Detroit has long served as the mecca for the U.S. auto industry; home to 8 of the top 15 major auto manufacturers. Michigan experienced the loss of more than 162,000 auto related jobs; however, recent sales increases are a breath of fresh air for the ailing region. According to the Center for Automotive research, Michigan boasts 22% more automotive related jobs today than in 2009. The Big 3 auto manufacturers, Ford, GM, Chrysler, as well as Nissan, and Volkswagen are all reporting sales increases when compared to the same time last year. A recently announced $1 billion assembly facility for Volkswagen will give the German company a U.S. presence for the first time in 20 years.

Yet growth in the automotive industry has extended far beyond the major auto makers and Detroit; third quarter revenue for many auto parts suppliers have increased as well. Reuters reports a 24% increase for industry stand out Johnson Controls, Inc. and other manufacturers like Dana Holding Corp. of Maumee, Ohio and Federal-Mogul Corp. of Southfield, MI also reported notable increases in the third quarter. As automotive manufactures gather steam, suppliers have found new life with increased production and employment spreading far beyond the automotive heartland. Gains are occurring in places like North Carolina, which ranks 10th among all states in total automotive cluster employment even though it doesn’t have a single auto assembly plant: 34 of the top 150 North American OEM parts suppliers have a facility in the state. The industry employs more than 17,000 in over 160 companies and plays a vital role to local and regional economic vitality. The resurgence of Detroit is rippling through small cities and towns across North Carolina in areas for removed from the Midwest auto corridor – areas hit hard by the recession where unemployment still lingers above 10 percent.

Home to nearly two dozen automotive suppliers, eastern North Carolina has been one of the hotspots with several auto parts manufacturers announcing plans to expand in the last few months. Keihin Carolina System Technology (KCST) of Tarboro stated it will create 50 new jobs and invest more than $13 million to expand its 370-employee facility that manufactures engine control units and electronic assemblies for Honda, Honda Power Sports and Acura.

In nearby Goldsboro, Cooper Standard, a leading supplier of body sealing, fuel, brake and emissions, thermal management and anti-vibration systems announced in October it will expand its body and chassis facility to accommodate new products and programs. The $17.9 million expansion will create 137 new jobs by the end of 2012. “Given our successful history in Goldsboro, we’re confident in our decision to expand Cooper Standard’s current footprint to meet increasing industry demand for new automotive products and technologies,” said Larry Johnson, Vice President, North American Operations. “Leveraging our successful operations is one of our top priorities and North Carolina’s strong workforce and business culture make it an ideal location for this type of expansion.”

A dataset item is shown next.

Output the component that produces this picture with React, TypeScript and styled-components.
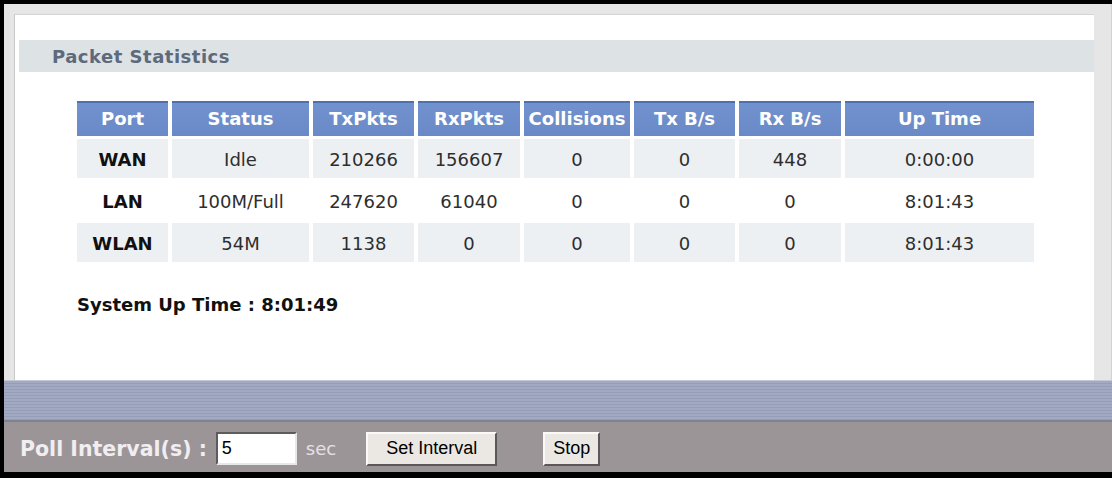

Carolina Technical Plastics (CTP), a plastic injection molding plant in New Bern, NC serves both BMW and Mercedes; two carmakers with a manufacturing presence in the southeast U.S. CTP has been active in recent months in its response to climbing sales and the addition of new projects. This year alone, CTP has brought on an additional 25 employees and made substantial investments into its plant, ensuring its ability to meet growing consumer demand. Perhaps one of its most striking accomplishments is its status as a strategic supplier for The Brose Group, a mechatronic systems and electric drive maker, supplying more than 50 automotive manufacturers and suppliers worldwide. Due to its strict quality standards and superior technical abilities, CTP has been awarded the opportunity to manufacturer 18 new products for The Brose Group, production that had been housed in Mexico.

The automotive industry’s concurrent relationship to the U.S. economy is certain. Although many analysts encourage caution, it is clear that today’s market shows more optimism than this time a year ago. Just a few years ago it suffered a record downfall, but an infusion of life stemming from a consistent flow of increased demand, improving sales, and new opportunities has permeated the landscape. If short-term lessons from major auto manufacturers and a diverse range of suppliers are any indication of the future, the U.S. automotive industry and the U.S. economy have a genuine basis for confidence.